Обобщить сказанное мы постараемся с помощью оценок и умозаключений той же Ольги Лебедушкиной, демонстрирующей стратегический подход к рассматриваемой проблематике грузинской литературы нового времени: «За что советский читатель эту литературу любил? Прежде всего, за то, что по сравнению с официально публикуемой литературой на русском языке, даже очень хорошей, в ней было больше свободы. Негласная «квота» на экзистенциализм, неомифологизм и магический реализм никак не обсуждалась или маскировалась под эвфемизмами вроде «национального своеобразия» или богатых культурных традиций... Читатель ждал и получал переводную прозу мирового уровня, и для этого не нужно было пробивать бреши в «железном занавесе»... Дух и настроение той грузинской прозы, которая была любима ранее, напоминают о себе в рассказах Годердзи Чохели, Резо Чеишвили и Реваза Инанишвили. Но... дальше читателю предстоит открывать для себя другую грузинскую литературу и другую Грузию... Трудно не заметить: от былой философичности, былой медитативности и былого лиризма мало что осталось. Современный грузинский писатель, при всем разнообразии стилей и техник, представленных в книге, пишет так, как пишут сегодня в Германии, Франции или США, то есть экономно, динамично, ориентируясь больше на nonfiction и документалистику... И здесь речь уже не об ориентированности на европейские образцы – это сами европейские образцы...»

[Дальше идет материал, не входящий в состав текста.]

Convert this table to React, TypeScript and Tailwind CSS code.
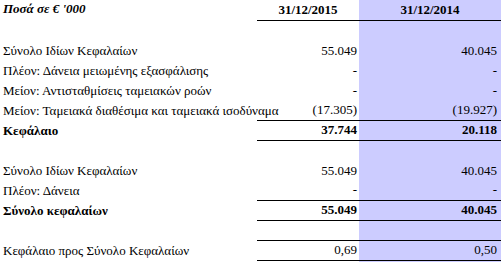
import React from 'react';

type Row = {
  label?: string;
  a?: string;
  b?: string;
  bold?: boolean;
  line?: boolean;
};

const rows: Row[] = [
  {},
  { label: 'Σύνολο Ιδίων Κεφαλαίων', a: '55.049', b: '40.045' },
  { label: 'Πλέον: Δάνεια μειωμένης εξασφάλισης', a: '-', b: '-' },
  { label: 'Μείον: Αντισταθμίσεις ταμειακών ροών', a: '-', b: '-' },
  { label: 'Μείον: Ταμειακά διαθέσιμα και ταμειακά ισοδύναμα', a: '(17.305)', b: '(19.927)', line: true },
  { label: 'Κεφάλαιο', a: '37.744', b: '20.118', bold: true, line: true },
  {},
  { label: 'Σύνολο Ιδίων Κεφαλαίων', a: '55.049', b: '40.045' },
  { label: 'Πλέον: Δάνεια', a: '-', b: '-', line: true },
  { label: 'Σύνολο κεφαλαίων', a: '55.049', b: '40.045', bold: true, line: true },
  { line: true },
  { label: 'Κεφάλαιο προς Σύνολο Κεφαλαίων', a: '0,69', b: '0,50', line: true },
];

export default function App() {
  return (
    <div className="w-[501px] h-[262px] bg-white text-black overflow-hidden [font-family:'Liberation_Serif',serif] text-[13px] leading-none">
      <div className="grid grid-cols-[257px_102px_142px]">
        {/* Header */}
        <div className="h-[21px] flex items-end pl-[3px] pb-[6px] font-bold italic">Ποσά σε € '000</div>
        <div className="h-[21px] flex items-end justify-center pb-[4px] font-bold border-b border-black">31/12/2015</div>
        <div className="h-[21px] flex items-end justify-center pb-[4px] font-bold border-b border-black bg-[#ccccff]">31/12/2014</div>

        {rows.map((r, i) => (
          <React.Fragment key={i}>
            <div className={`h-5 flex items-end pl-[3px] pb-[4px] whitespace-nowrap ${r.bold ? 'font-bold' : ''}`}>
              {r.label}
            </div>
            <div className={`h-5 flex items-end justify-end pr-[2px] pb-[4px] ${r.bold ? 'font-bold' : ''} ${r.line ? 'border-b border-black' : ''}`}>
              {r.a}
            </div>
            <div className={`h-5 flex items-end justify-end pr-[4px] pb-[4px] bg-[#ccccff] ${r.bold ? 'font-bold' : ''} ${r.line ? 'border-b border-black' : ''}`}>
              {r.b}
            </div>
          </React.Fragment>
        ))}
        <div className="h-[2px]" />
        <div className="h-[2px]" />
        <div className="h-[2px] bg-[#ccccff]" />
      </div>
    </div>
  );
}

В литературах народов мира бывают периоды господства мистики, романтизма, реализма, интеллекта, эмоций... Полвека назад в грузинской литературе было все это, и еще многое другое. В 1960-е гг. грузинская литература вознеслась на пик многообразия течений. Спустя полвека она «сменили тактику», надежно освоив несколько русел и следуя в их фарватере. Чьи же имена просеет сито истории, а какие останутся крупицами «золотого песка»? Делайте ваши ставки, господа.